Het hof stelt verder vast dat er evenmin een wettelijke grondslag bestaat op grond waarvan de kantonrechter goed- of afkeuring kan verlenen aan de door de bewindvoerders verrichte beheers- of beschikkingshandelingen. Evenmin kan de kantonrechter aanwijzingen geven aan de bewindvoerders inzake het te voeren beheer over het vermogen van de B.V. De kantonrechter heeft derhalve ten aanzien van de B.V. geen enkele wettelijke taak of bevoegdheid. Dit betekent dat er geen wettelijke basis is voor het toezicht door de kantonrechter op het vermogen van de B.V., zodat het de bewindvoerders vrij staat hierover te beschikken en beheershandelingen te verrichten.
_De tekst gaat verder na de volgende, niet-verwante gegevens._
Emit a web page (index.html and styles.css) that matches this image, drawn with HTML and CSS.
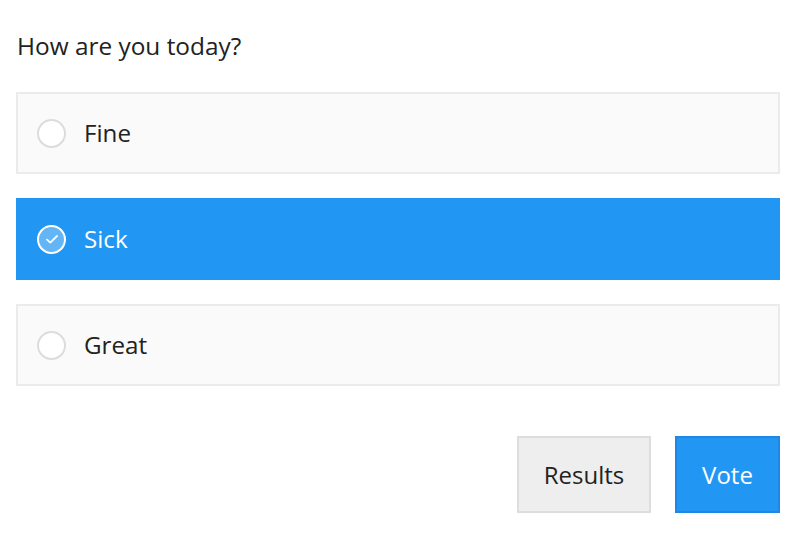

Aan het voorgaande kan niet afdoen dat de bewindvoerders bij slecht bestuur aansprakelijk zijn jegens de rechthebbende.
3.7.4.
Gelet op het hiervoor omschreven wettelijke stelsel van toezicht door de kantonrechter kan het hof niet anders dan het verzoek van de bewindvoerders om machtiging te verlenen voor de oprichting van een B.V. voor de rechthebbende reeds op die grond afwijzen. Hetgeen verder door de bewindvoerders naar voren is gebracht, maakt het oordeel van het hof niet anders.
3.8.
Op grond van het vorenstaande zal het hof de beschikking waarvan beroep bekrachtigen.

4.De beslissing

Het hof:
bekrachtigt de tussen partijen gegeven beschikking van de rechtbank Oost-Brabant, kanton Eindhoven, van 20 februari 2014.
Deze beschikking is gegeven door mrs. M.C. Bijleveld-van der Slikke, E.L. Schaafsma-Beversluis en H.M.A.W. Erven en in het openbaar uitgesproken op 18 december 2014.